Title VI names the federal privacy laws that the Bill preempts, as well as those that take primacy over the Bill.

Federal Law Preempted by the Bill: Section 601(c). Some provisions in the Communications Act are preempted when they are inconsistent with this Bill. Those provisions pertain to telecommunications and cable subscriber privacy in Sections 222 and 631 of the Communications Act. Nevertheless, it should be noted that the Bill does not at all preempt the Telephone Consumer Protection Act, as noted below.

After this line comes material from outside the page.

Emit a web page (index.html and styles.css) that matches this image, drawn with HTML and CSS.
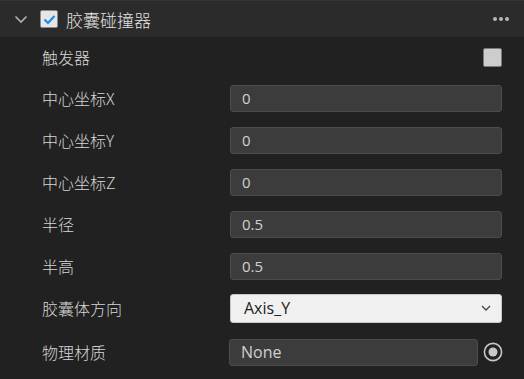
FILE: index.html
```html
<!DOCTYPE html>
<html lang="zh-CN">
<head>
    <meta charset="UTF-8">
    <title>胶囊碰撞器</title>
    <link rel="stylesheet" href="styles.css">
</head>
<body>
    <div class="panel">
        <!-- Header -->
        <div class="panel-header">
            <svg class="fold" width="14" height="10" viewBox="0 0 14 10">
                <path d="M1.5 2.5 L7 8 L12.5 2.5" fill="none" stroke="#b0b0b0" stroke-width="1.6"/>
            </svg>
            <span class="enable-box">
                <svg width="17" height="17" viewBox="0 0 17 17">
                    <path d="M3.5 8.5 L7 12 L13.5 5" fill="none" stroke="#1e8ce6" stroke-width="2.2"/>
                </svg>
            </span>
            <span class="title">胶囊碰撞器</span>
            <span class="more"><i></i><i></i><i></i></span>
        </div>

        <!-- Properties -->
        <div class="rows">
            <div class="row row-first">
                <label>触发器</label>
                <span class="toggle"></span>
            </div>
            <div class="row">
                <label>中心坐标X</label>
                <div class="field">0</div>
            </div>
            <div class="row">
                <label>中心坐标Y</label>
                <div class="field">0</div>
            </div>
            <div class="row">
                <label>中心坐标Z</label>
                <div class="field">0</div>
            </div>
            <div class="row">
                <label>半径</label>
                <div class="field">0.5</div>
            </div>
            <div class="row">
                <label>半高</label>
                <div class="field">0.5</div>
            </div>
            <div class="row">
                <label>胶囊体方向</label>
                <div class="select">
                    <span>Axis_Y</span>
                    <svg width="10" height="6" viewBox="0 0 10 6">
                        <path d="M1 1 L5 5 L9 1" fill="none" stroke="#444" stroke-width="1.3"/>
                    </svg>
                </div>
            </div>
            <div class="row row-last">
                <label>物理材质</label>
                <div class="asset">
                    <div class="field">None</div>
                    <svg class="pick" width="20" height="20" viewBox="0 0 20 20">
                        <circle cx="10" cy="10" r="8.6" fill="none" stroke="#c8c8c8" stroke-width="1.6"/>
                        <circle cx="10" cy="10" r="4.5" fill="#c8c8c8"/>
                    </svg>
                </div>
            </div>
        </div>
    </div>
</body>
</html>
```
FILE: styles.css
```css
body {
    margin: 0;
    background: #212121;
    font-family: "Noto Sans", "Noto Sans CJK SC", sans-serif;
    color: #d8d8d8;
}

.panel {
    width: 524px;
    height: 379px;
    background: #212121;
}

.panel-header {
    height: 36px;
    background: #2b2b2b;
    border-top: 1px solid #353535;
    display: flex;
    align-items: center;
}

.fold {
    margin-left: 14px;
}

.enable-box {
    width: 16px;
    height: 16px;
    margin-left: 12px;
    border: 1px solid #8a8a8a;
    border-radius: 2px;
    background: #e6e6e6;
    display: flex;
}

.enable-box svg {
    margin: -0.5px;
}

.title {
    margin-left: 8px;
    font-size: 17px;
    font-weight: 300;
    color: #e2e2e2;
    font-family: "Noto Sans CJK SC", sans-serif;
}

.more {
    margin-left: auto;
    margin-right: 15px;
    display: flex;
    gap: 2px;
}

.more i {
    width: 4px;
    height: 4px;
    border-radius: 50%;
    background: #b8b8b8;
}

.rows {
    display: flex;
    flex-direction: column;
}

.row {
    height: 42px;
    display: flex;
    align-items: center;
    padding: 0 22px 0 42px;
}

.row-first {
    height: 40px;
}

.row-last {
    height: 46px;
}

.row label {
    width: 188px;
    font-size: 16px;
    font-weight: 300;
    font-family: "Noto Sans CJK SC", sans-serif;
    color: #d6d6d6;
}

.toggle {
    margin-left: auto;
    width: 17px;
    height: 17px;
    background: #cdcdcd;
    border: 1px solid #7a7a7a;
    border-radius: 2px;
}

.field {
    flex: 1;
    height: 25px;
    background: #3c3c3c;
    border: 1px solid #4c4c4c;
    border-radius: 3px;
    padding-left: 11px;
    font-size: 15px;
    line-height: 25px;
    color: #d0d0d0;
    font-family: "Open Sans", "Noto Sans", sans-serif;
}

.select {
    flex: 1;
    height: 27px;
    background: #f0f0f0;
    border: 1px solid #c8c8c8;
    border-radius: 3px;
    display: flex;
    align-items: center;
    justify-content: space-between;
    padding: 0 10px 0 13px;
    font-size: 16px;
    color: #222;
    font-family: "Open Sans", "Noto Sans", sans-serif;
}

.asset {
    flex: 1;
    display: flex;
    align-items: center;
    margin-left: -1px;
}

.asset .field {
    font-size: 16px;
}

.pick {
    margin-left: 5px;
    margin-right: -1px;
}
```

Federal Law Not Preempted by the Bill: Section 601(d). The Bill lists provisions of 14 federal laws that, when inconsistent with the Bill's provisions, take precedence over the Bill:

  • The Privacy Act of 1974
  • The Right to Financial Privacy Act of 1978
  • The Fair Credit Reporting Act
  • The Fair Debt Collection Practices Act
  • The Children's Online Privacy Protection Act of 1998
  • Title V of the Gramm-Leach-Bliley Act of 1999
  • Chapters 119, 123, and 206 of Title 18 of the U.S. Code
  • Section 2710 of Title 18 of the U.S. Code
  • The Family Educational Rights and Privacy Act of 1974
  • Section 445 of the General Education Provisions Act
  • The Privacy Protection Act of 1980
  • The regulations promulgated under section 264(c) of the Health Insurance Portability and Accountability Act of 1996, as such regulations relate to a person or transactions described in sections 1172(a) and 1173(a)(1) of the Social Security Act
  • The Communications Assistance for Law Enforcement Act
  • The Telephone Consumer Protection Act


Title VII encapsulates the privacy role that the Department of Commerce requested in its Green Paper. Namely, the Bill proposes that Commerce would "convene private sector stakeholders ... in open forums, to develop codes of conduct in support of applications for safe harbor programs"; broaden the "interoperability" between domestic and foreign data privacy frameworks; and conduct research "related to improving privacy protection" and "improving data sharing practices."